The Dunker is an elegant breed not only because of the breed’s unique coloring but also because of the admirable conformation that takes the sleekness of a sight hound and the rippling muscles of a scent hound. As mentioned, a Dunker has a coloring that is unique and distinctive to the breed. The coat comes in two varieties – one is the harlequin or merle which is a marbled blue color and the other is the basic tan coat that has a large saddle. The basically tan coat has a saddle that is dappled or mottled. A white blaze on the face, on the legs, tail and chest enhances the distinctive looks of this breed.
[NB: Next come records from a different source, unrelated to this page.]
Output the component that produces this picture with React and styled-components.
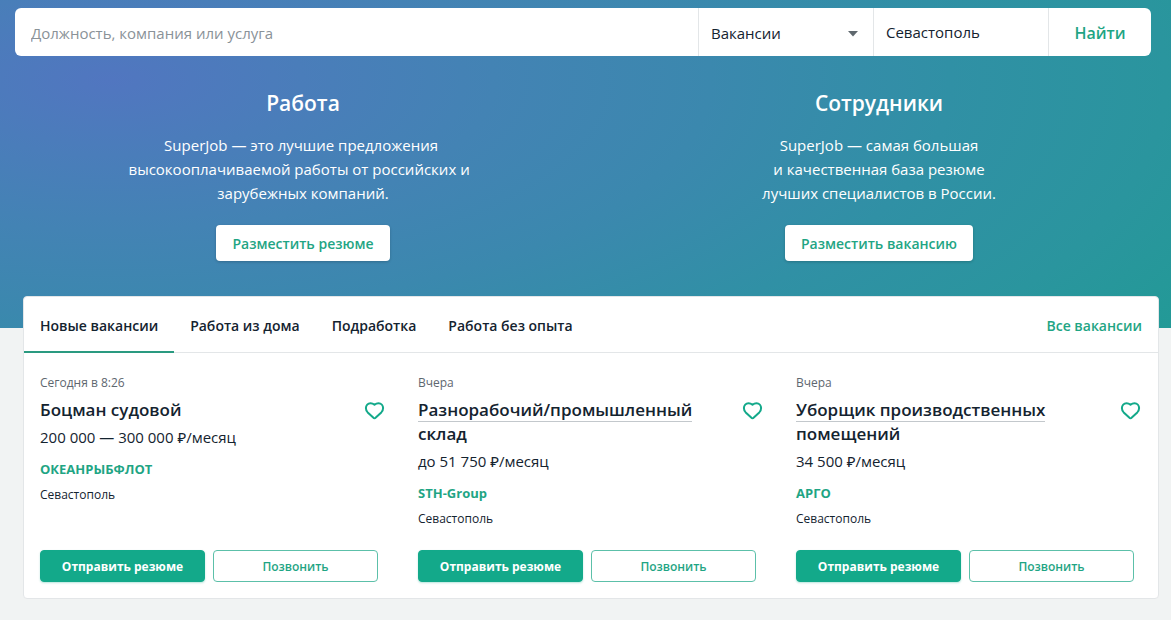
import React from "react";
import styled, { createGlobalStyle, css } from "styled-components";

const colors = {
  accent: "#13a98a",
  accentText: "#1fa584",
  tabLine: "#2a9a80",
  text: "#14232f",
  muted: "#5e676f",
  line: "#e3e6e8",
  page: "#f1f3f3",
};

const GlobalStyle = createGlobalStyle`
  *, *::before, *::after { box-sizing: border-box; }
  body {
    margin: 0;
    background: ${colors.page};
    color: ${colors.text};
    font-family: "Open Sans", "Noto Sans", "Segoe UI", sans-serif;
    font-size: 15px;
    line-height: 24px;
  }
  button, input, select { font: inherit; color: inherit; }
  h2, h3, p { margin: 0; }
  a { color: inherit; text-decoration: none; }
`;

const Hero = styled.header`
  height: 328px;
  padding: 8px 4px 0 15px;
  background: radial-gradient(
    ellipse 1200px 470px at 110px 80px,
    #5176c0 0%,
    #4a7dba 16%,
    #4383b4 32%,
    #3b88ae 50%,
    #3090a5 70%,
    #2a959e 88%,
    #229a96 104%
  );
`;

const SearchBar = styled.form`
  display: flex;
  height: 48px;
  margin-right: 16px;
  background: #fff;
  border-radius: 6px;
  overflow: hidden;
`;

const fieldStyle = css`
  min-width: 0;
  height: 48px;
  border: 0;
  outline: 0;
  background: transparent;
`;

const QueryInput = styled.input`
  ${fieldStyle}
  flex: 1;
  padding: 2px 16px 0;
  &::placeholder { color: #8a9298; opacity: 1; }
`;

const SelectBox = styled.div`
  position: relative;
  width: 175px;
  border-left: 1px solid ${colors.line};
`;

const TypeSelect = styled.select`
  ${fieldStyle}
  width: 100%;
  padding: 2px 12px 0;
  appearance: none;
`;

const Caret = styled.svg`
  position: absolute;
  right: 15px;
  top: 23px;
  pointer-events: none;
`;

const CityInput = styled.input`
  ${fieldStyle}
  width: 175px;
  padding: 0 12px;
  border-left: 1px solid ${colors.line};
`;

const FindButton = styled.button`
  ${fieldStyle}
  width: 103px;
  padding: 2px 0 0;
  border-left: 1px solid ${colors.line};
  color: ${colors.accentText};
  font-size: 16px;
  font-weight: 600;
`;

const Promos = styled.div`
  display: grid;
  grid-template-columns: 1fr 1fr;
  padding-top: 32px;
`;

const Promo = styled.section`
  display: flex;
  flex-direction: column;
  align-items: center;
  text-align: center;
  color: #fff;
`;

const PromoTitle = styled.h2`
  font-size: 21px;
  line-height: 30px;
  font-weight: 600;
`;

const PromoText = styled.p`
  margin: 15px 0 20px;
`;

const PromoButton = styled.button`
  height: 36px;
  padding: 2px 16px 0;
  border: 0;
  border-radius: 4px;
  background: #fff;
  box-shadow: 0 1px 3px rgba(0, 0, 0, 0.2);
  color: ${colors.accentText};
  font-size: 14px;
  font-weight: 600;
`;

const Panel = styled.main`
  margin: -32px 12px 21px 23px;
  background: #fff;
  border: 1px solid ${colors.line};
  border-radius: 4px;
`;

const TabBar = styled.nav`
  display: flex;
  height: 56px;
  border-bottom: 1px solid ${colors.line};
`;

const Tab = styled.a`
  height: 56px;
  padding: 17px 16px 0;
  font-size: 14px;
  font-weight: 600;
  border-bottom: 2px solid ${(p) => (p.$active ? colors.tabLine : "transparent")};
`;

const AllLink = styled(Tab)`
  margin-left: auto;
  color: ${colors.accentText};
`;

const Vacancies = styled.div`
  display: grid;
  grid-template-columns: repeat(3, 1fr);
`;

const Vacancy = styled.article`
  display: flex;
  flex-direction: column;
  min-height: 245px;
  padding: 20px 16px 16px;
`;

const Posted = styled.time`
  color: ${colors.muted};
  font-size: 12px;
  line-height: 20px;
`;

const Heading = styled.div`
  display: flex;
  justify-content: space-between;
  align-items: flex-start;
  margin-top: 5px;
`;

const Title = styled.h3`
  font-size: 17px;
  line-height: 24px;
  font-weight: 600;
`;

const TitleLine = styled.span`
  display: block;
  width: fit-content;
  height: 24px;
  box-shadow: ${(p) => (p.$underlined ? "inset 0 -1px #c3c8cc" : "none")};
`;

const LikeButton = styled.button`
  width: 24px;
  height: 24px;
  padding: 0;
  border: 0;
  background: none;
  color: ${colors.accent};
  svg { display: block; }
`;

const Salary = styled.p`
  margin-top: 3px;
`;

const Company = styled.a`
  margin-top: 8px;
  color: ${colors.accentText};
  font-size: 13px;
  font-weight: 700;
`;

const City = styled.p`
  margin-top: 2px;
  font-size: 12px;
`;

const Actions = styled.div`
  display: grid;
  grid-template-columns: 1fr 1fr;
  gap: 8px;
  margin-top: auto;
  padding-right: 8px;
`;

const Action = styled.button`
  height: 32px;
  padding: 2px 0 0;
  border: 1px solid ${(p) => (p.$filled ? colors.accent : "#5cc0a9")};
  border-radius: 4px;
  background: ${(p) => (p.$filled ? colors.accent : "#fff")};
  box-shadow: ${(p) => (p.$filled ? "0 1px 2px rgba(19, 169, 138, 0.3)" : "none")};
  color: ${(p) => (p.$filled ? "#fff" : colors.accentText)};
  font-size: 12px;
  line-height: 20px;
  font-weight: ${(p) => (p.$filled ? 700 : 600)};
`;

const Heart = () => (
  <svg width="24" height="24" viewBox="0 0 24 24" fill="none" stroke="currentColor" strokeWidth="2" strokeLinejoin="round" aria-hidden="true">
    <path d="M12.500 20.200c-.5 0-.9-.2-1.300-.6L5.700 14.400C4.300 13 3.900 11.600 3.900 10.100 3.900 7.400 5.900 5.200 8.500 5.200c1.600 0 2.500.3 4 1.600 1.500-1.300 2.400-1.600 4-1.600 2.600 0 4.600 2.200 4.600 4.900 0 1.500-.4 2.900-1.800 4.300l-5.500 5.200c-.4.4-.8.6-1.300.6Z" />
  </svg>
);

const tabs = ["Новые вакансии", "Работа из дома", "Подработка", "Работа без опыта"];

const vacancies = [
  { posted: "Сегодня в 8:26", title: ["Боцман судовой"], salary: "200 000 — 300 000 ₽/месяц", company: "ОКЕАНРЫБФЛОТ" },
  { posted: "Вчера", title: ["Разнорабочий/промышленный", "склад"], salary: "до 51 750 ₽/месяц", company: "STH-Group" },
  { posted: "Вчера", title: ["Уборщик производственных", "помещений"], salary: "34 500 ₽/месяц", company: "АРГО" },
];

const VacancyCard = ({ posted, title, salary, company }) => (
  <Vacancy>
    <Posted>{posted}</Posted>
    <Heading>
      <Title>
        <a href="#vacancy">
          {title.map((line, i) => (
            <TitleLine key={line} $underlined={i < title.length - 1}>{line}</TitleLine>
          ))}
        </a>
      </Title>
      <LikeButton type="button" aria-label="В избранное"><Heart /></LikeButton>
    </Heading>
    <Salary>{salary}</Salary>
    <Company href="#company">{company}</Company>
    <City>Севастополь</City>
    <Actions>
      <Action type="button" $filled>Отправить резюме</Action>
      <Action type="button">Позвонить</Action>
    </Actions>
  </Vacancy>
);

export default function App() {
  return (
    <>
      <GlobalStyle />
      <Hero>
        <SearchBar onSubmit={(e) => e.preventDefault()}>
          <QueryInput type="text" aria-label="Поиск" placeholder="Должность, компания или услуга" />
          <SelectBox>
            <TypeSelect aria-label="Раздел" defaultValue="Вакансии">
              <option>Вакансии</option>
            </TypeSelect>
            <Caret width="10" height="6" viewBox="0 0 10 6" aria-hidden="true">
              <path d="M0 0h10L5 5.500z" fill="#5f686e" />
            </Caret>
          </SelectBox>
          <CityInput type="text" aria-label="Город" defaultValue="Севастополь" />
          <FindButton type="submit">Найти</FindButton>
        </SearchBar>
        <Promos>
          <Promo>
            <PromoTitle>Работа</PromoTitle>
            <PromoText>
              SuperJob — это лучшие предложения{"\u00a0"}<br />
              высокооплачиваемой работы от российских и{"\u00a0\u00a0"}<br />
              зарубежных компаний.
            </PromoText>
            <PromoButton type="button">Разместить резюме</PromoButton>
          </Promo>
          <Promo>
            <PromoTitle>Сотрудники</PromoTitle>
            <PromoText>
              SuperJob — самая большая<br />
              и качественная база резюме<br />
              лучших специалистов в России.
            </PromoText>
            <PromoButton type="button">Разместить вакансию</PromoButton>
          </Promo>
        </Promos>
      </Hero>
      <Panel>
        <TabBar>
          {tabs.map((tab, i) => (
            <Tab key={tab} href="#tab" $active={i === 0}>{tab}</Tab>
          ))}
          <AllLink href="#all">Все вакансии</AllLink>
        </TabBar>
        <Vacancies>
          {vacancies.map((v) => (
            <VacancyCard key={v.company} {...v} />
          ))}
        </Vacancies>
      </Panel>
    </>
  );
}
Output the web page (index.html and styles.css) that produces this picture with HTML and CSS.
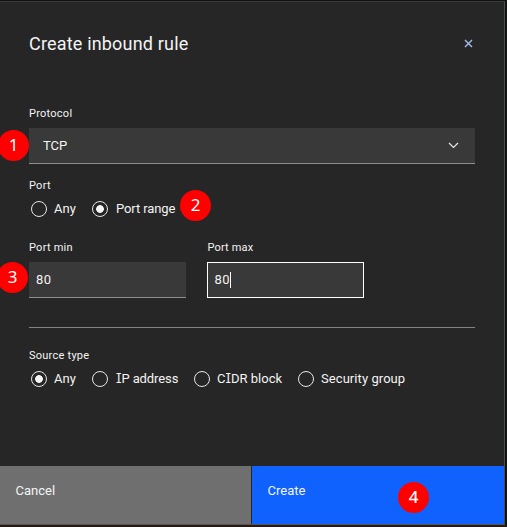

This breed that was created by crossbreeding a Harlequin Hound (Anglo-Russian Hound) with the indigenous dogs of Norway is one of the select breeds reputed to have been developed to hunt only one prey… a hare. Although considered to be a specialized hunter, the Dunker is valued for its hunting reliability. A Dunker may be medium sized but this breed is powerfully built. The appearance exudes power and great endurance. The robust conformation enables this breed to adapt to various climatic conditions and the difficult harsh terrain of Norway. This breed is still unknown outside its country of origin; in fact it is still considered a rare breed in its native land. However, those people who have come to know this breed have come to realize that apart from being a tenacious and reliable hunter, a Dunker can be an all around farm dog. This good looking breed that is noted for its speed and endurance is affectionate and has a well balanced temperament and gentle manners… qualities that makes the Dunker a most suitable home companion.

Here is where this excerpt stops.